- Directive
Copy every line from the data below in which the string "React" can be found.

- Material

################

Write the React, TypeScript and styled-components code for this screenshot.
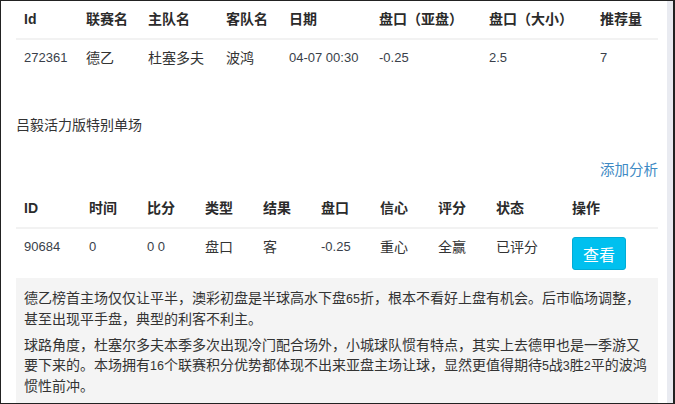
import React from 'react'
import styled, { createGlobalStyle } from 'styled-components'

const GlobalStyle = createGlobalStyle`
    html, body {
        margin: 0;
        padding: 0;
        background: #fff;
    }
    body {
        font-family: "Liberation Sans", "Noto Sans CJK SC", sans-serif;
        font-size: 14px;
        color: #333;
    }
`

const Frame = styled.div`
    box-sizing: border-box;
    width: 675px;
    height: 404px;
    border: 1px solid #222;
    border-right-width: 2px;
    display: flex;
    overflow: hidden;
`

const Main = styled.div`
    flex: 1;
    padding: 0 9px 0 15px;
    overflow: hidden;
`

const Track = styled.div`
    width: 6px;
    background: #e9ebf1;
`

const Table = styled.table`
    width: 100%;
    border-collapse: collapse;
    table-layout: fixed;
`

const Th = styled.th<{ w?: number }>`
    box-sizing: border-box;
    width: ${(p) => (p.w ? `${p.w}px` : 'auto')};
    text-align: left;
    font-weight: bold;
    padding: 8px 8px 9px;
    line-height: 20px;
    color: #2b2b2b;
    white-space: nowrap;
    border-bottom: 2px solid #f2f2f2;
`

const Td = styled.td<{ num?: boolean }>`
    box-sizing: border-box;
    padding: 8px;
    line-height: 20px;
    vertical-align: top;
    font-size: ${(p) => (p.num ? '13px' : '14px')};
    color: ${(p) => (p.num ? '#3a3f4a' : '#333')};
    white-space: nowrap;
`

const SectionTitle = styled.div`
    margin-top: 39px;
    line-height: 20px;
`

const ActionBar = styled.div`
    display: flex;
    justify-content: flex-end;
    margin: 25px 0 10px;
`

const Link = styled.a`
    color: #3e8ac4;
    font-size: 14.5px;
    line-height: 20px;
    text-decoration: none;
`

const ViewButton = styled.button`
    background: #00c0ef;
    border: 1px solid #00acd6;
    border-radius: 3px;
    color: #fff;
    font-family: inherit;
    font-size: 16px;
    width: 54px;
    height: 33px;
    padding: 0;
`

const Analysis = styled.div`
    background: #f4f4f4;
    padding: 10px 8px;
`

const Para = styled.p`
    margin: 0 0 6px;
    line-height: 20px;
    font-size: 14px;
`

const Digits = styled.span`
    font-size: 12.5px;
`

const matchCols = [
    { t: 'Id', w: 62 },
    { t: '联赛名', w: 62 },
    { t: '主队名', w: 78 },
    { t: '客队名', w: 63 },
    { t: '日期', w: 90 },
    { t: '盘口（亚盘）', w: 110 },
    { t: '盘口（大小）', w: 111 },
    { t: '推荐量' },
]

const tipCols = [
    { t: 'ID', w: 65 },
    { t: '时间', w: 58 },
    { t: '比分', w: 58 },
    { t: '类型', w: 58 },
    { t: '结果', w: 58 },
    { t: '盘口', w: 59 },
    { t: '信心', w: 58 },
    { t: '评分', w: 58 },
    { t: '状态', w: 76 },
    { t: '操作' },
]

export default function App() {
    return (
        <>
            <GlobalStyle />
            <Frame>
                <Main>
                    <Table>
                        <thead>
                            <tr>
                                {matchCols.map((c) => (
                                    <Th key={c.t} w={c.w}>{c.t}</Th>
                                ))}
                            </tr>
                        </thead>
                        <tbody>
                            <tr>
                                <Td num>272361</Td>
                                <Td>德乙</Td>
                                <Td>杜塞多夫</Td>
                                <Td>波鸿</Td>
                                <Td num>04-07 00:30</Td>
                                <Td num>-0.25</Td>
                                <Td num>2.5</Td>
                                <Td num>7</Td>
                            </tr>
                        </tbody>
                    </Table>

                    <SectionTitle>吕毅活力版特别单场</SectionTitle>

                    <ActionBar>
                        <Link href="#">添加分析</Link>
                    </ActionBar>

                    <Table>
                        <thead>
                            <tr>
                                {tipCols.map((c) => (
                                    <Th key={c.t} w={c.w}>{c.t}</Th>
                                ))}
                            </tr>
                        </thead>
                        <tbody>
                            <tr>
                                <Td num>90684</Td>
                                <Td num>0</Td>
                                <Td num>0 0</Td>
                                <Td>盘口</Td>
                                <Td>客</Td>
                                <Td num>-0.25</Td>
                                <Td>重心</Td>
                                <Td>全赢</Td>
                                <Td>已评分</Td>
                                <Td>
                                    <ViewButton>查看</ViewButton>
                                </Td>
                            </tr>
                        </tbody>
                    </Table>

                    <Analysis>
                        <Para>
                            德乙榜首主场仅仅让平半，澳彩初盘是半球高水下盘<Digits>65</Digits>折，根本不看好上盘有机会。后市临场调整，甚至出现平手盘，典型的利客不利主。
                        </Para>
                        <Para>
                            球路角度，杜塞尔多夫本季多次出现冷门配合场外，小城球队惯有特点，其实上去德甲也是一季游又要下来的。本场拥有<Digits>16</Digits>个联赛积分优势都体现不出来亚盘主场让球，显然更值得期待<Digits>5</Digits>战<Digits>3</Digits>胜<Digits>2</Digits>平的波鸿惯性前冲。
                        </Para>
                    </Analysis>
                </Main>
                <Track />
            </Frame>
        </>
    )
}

################

- The result
Write the React, TypeScript and styled-components code for this screenshot.
import React from 'react'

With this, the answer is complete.